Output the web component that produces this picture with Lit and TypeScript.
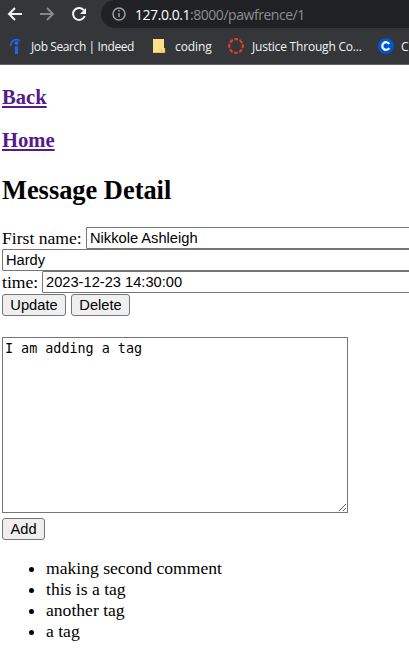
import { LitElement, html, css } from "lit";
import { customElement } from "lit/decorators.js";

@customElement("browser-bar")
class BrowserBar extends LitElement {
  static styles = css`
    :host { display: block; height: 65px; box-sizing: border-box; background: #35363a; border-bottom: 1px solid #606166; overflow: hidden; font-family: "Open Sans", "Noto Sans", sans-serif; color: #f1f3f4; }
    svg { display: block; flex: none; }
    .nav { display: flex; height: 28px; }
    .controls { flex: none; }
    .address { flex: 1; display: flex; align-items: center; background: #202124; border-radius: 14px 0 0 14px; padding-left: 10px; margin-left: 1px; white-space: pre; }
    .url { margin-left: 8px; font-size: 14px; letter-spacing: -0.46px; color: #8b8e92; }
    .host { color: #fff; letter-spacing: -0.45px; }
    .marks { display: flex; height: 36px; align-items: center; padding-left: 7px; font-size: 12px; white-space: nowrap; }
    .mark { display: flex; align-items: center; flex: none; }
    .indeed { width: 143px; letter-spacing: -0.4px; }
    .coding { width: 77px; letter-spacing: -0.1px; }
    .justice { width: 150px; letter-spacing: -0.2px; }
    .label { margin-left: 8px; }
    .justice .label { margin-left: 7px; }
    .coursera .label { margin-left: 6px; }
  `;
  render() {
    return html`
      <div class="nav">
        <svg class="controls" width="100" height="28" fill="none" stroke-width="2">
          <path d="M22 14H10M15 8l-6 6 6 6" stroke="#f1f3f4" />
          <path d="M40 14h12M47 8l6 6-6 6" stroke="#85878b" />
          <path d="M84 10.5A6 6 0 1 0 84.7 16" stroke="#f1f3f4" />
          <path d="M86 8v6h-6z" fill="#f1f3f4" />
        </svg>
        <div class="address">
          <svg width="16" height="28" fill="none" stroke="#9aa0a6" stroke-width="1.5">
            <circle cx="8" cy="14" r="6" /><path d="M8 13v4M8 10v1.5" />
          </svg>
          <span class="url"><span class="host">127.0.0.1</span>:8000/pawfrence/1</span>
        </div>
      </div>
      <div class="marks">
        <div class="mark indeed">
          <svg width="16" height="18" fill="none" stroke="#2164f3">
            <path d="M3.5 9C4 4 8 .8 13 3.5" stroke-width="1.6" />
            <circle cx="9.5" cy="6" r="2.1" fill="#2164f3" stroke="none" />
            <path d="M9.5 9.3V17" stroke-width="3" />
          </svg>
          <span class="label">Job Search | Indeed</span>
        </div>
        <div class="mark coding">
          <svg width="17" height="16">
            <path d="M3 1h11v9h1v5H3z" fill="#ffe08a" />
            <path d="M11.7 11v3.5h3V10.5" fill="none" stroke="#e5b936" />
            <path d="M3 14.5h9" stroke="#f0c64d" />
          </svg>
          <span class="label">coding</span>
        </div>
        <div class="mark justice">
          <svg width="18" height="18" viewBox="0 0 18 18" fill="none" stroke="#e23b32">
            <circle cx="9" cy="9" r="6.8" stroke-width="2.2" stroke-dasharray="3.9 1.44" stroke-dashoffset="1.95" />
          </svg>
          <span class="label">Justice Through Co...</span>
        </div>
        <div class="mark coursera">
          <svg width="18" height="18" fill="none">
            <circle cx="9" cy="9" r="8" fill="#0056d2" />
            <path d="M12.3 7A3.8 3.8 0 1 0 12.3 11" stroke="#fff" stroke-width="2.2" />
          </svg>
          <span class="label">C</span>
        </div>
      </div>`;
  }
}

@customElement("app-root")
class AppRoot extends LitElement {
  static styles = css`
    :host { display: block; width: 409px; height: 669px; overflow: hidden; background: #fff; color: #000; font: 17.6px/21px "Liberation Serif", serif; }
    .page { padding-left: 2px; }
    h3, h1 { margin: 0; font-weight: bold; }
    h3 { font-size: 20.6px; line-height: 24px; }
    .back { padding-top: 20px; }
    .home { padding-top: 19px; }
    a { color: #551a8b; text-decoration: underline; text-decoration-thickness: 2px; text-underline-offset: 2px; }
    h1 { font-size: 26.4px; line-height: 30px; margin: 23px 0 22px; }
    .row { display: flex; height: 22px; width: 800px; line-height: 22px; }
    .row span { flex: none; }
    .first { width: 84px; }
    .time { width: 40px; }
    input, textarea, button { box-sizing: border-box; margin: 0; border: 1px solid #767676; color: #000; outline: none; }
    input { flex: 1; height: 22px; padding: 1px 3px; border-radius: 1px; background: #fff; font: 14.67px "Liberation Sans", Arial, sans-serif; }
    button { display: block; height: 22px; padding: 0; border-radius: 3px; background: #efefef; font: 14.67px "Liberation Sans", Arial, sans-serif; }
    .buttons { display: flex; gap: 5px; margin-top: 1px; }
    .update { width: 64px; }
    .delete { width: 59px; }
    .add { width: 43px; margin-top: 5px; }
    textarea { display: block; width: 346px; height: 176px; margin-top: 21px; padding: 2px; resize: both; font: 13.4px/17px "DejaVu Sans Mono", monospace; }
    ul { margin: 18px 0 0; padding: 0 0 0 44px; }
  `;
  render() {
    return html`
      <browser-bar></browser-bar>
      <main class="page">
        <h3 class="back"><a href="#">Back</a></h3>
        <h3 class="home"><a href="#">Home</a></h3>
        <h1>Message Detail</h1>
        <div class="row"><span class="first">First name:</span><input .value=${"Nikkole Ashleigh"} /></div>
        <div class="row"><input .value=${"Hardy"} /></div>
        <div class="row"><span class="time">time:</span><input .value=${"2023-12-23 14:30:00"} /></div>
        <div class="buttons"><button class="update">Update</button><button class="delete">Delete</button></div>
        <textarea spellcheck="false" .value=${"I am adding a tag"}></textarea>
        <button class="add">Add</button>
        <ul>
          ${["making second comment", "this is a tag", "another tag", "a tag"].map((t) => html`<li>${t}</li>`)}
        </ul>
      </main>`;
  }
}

▬▬▬▬▬▬▬▬▬▬

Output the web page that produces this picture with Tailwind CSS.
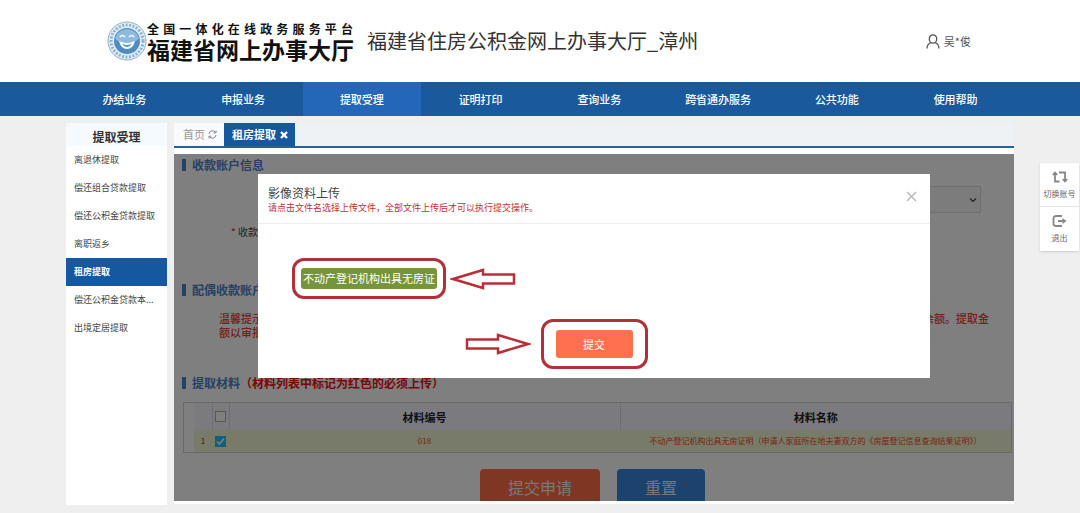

▬▬▬▬▬▬▬▬▬▬

**What the task requires**
Copy all lines from the material that hold "this".

**Correct answer**
Output the web component that produces this picture with Lit and TypeScript.
          ${["making second comment", "this is a tag", "another tag", "a tag"].map((t) => html`<li>${t}</li>`)}
Output the web page that produces this picture with Tailwind CSS.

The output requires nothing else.